Using the data below, copy each line that includes the word "index".

* **RECORDED INFORMATION**
— Begin —
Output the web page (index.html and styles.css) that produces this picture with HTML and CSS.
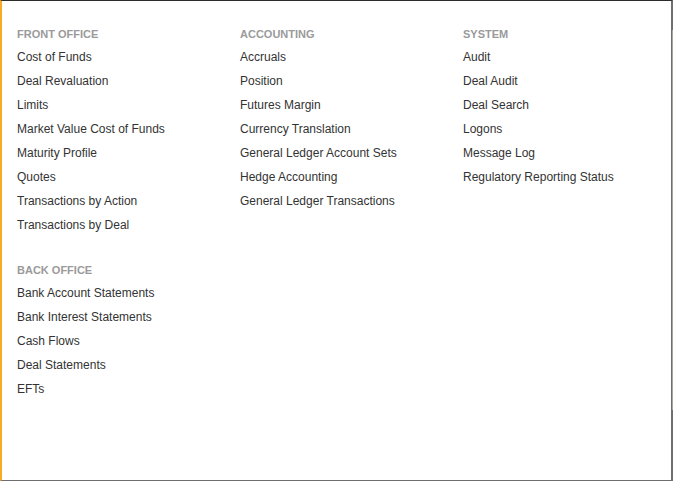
FILE: index.html
```html
<!DOCTYPE html>
<html>
<head>
<meta charset="utf-8">
<link rel="stylesheet" href="styles.css">
</head>
<body>
<div class="panel">
  <div class="col">
    <div class="group">
      <div class="heading">Front Office</div>
      <ul class="links">
        <li>Cost of Funds</li>
        <li>Deal Revaluation</li>
        <li>Limits</li>
        <li>Market Value Cost of Funds</li>
        <li>Maturity Profile</li>
        <li>Quotes</li>
        <li>Transactions by Action</li>
        <li>Transactions by Deal</li>
      </ul>
    </div>
    <div class="group">
      <div class="heading">Back Office</div>
      <ul class="links">
        <li>Bank Account Statements</li>
        <li>Bank Interest Statements</li>
        <li>Cash Flows</li>
        <li>Deal Statements</li>
        <li>EFTs</li>
      </ul>
    </div>
  </div>
  <div class="col">
    <div class="group">
      <div class="heading">Accounting</div>
      <ul class="links">
        <li>Accruals</li>
        <li>Position</li>
        <li>Futures Margin</li>
        <li>Currency Translation</li>
        <li>General Ledger Account Sets</li>
        <li>Hedge Accounting</li>
        <li>General Ledger Transactions</li>
      </ul>
    </div>
  </div>
  <div class="col">
    <div class="group">
      <div class="heading">System</div>
      <ul class="links">
        <li>Audit</li>
        <li>Deal Audit</li>
        <li>Deal Search</li>
        <li>Logons</li>
        <li>Message Log</li>
        <li>Regulatory Reporting Status</li>
      </ul>
    </div>
  </div>
  <div class="scroll-track"></div>
</div>
</body>
</html>
```

FILE: styles.css
```css
html, body {
  margin: 0;
  padding: 0;
  background: #ffffff;
}
.panel {
  position: relative;
  box-sizing: border-box;
  width: 673px;
  height: 481px;
  border-top: 1px solid #2b2b2b;
  border-left: 2px solid #f7aa28;
  border-bottom: 1px solid #6e6e6e;
  border-right: 2px solid #6f6f6f;
  padding: 22px 0 0 15px;
  display: flex;
  font-family: "Liberation Sans", Arial, sans-serif;
  background: #ffffff;
}
.col {
  flex: 0 0 223px;
  width: 223px;
  display: flex;
  flex-direction: column;
  gap: 22px;
}
.heading {
  font-size: 11px;
  font-weight: bold;
  text-transform: uppercase;
  color: #9a9a9a;
  line-height: 22px;
  height: 22px;
}
.links {
  list-style: none;
  margin: 0;
  padding: 0;
}
.links li {
  font-size: 12px;
  line-height: 24px;
  height: 24px;
  color: #333333;
  white-space: nowrap;
}
.scroll-track {
  position: absolute;
  right: -2px;
  top: 29px;
  width: 1px;
  height: 380px;
  background: #aaa49e;
}
```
— End —
* **WORKED SOLUTION**
Output the web page (index.html and styles.css) that produces this picture with HTML and CSS.
FILE: index.html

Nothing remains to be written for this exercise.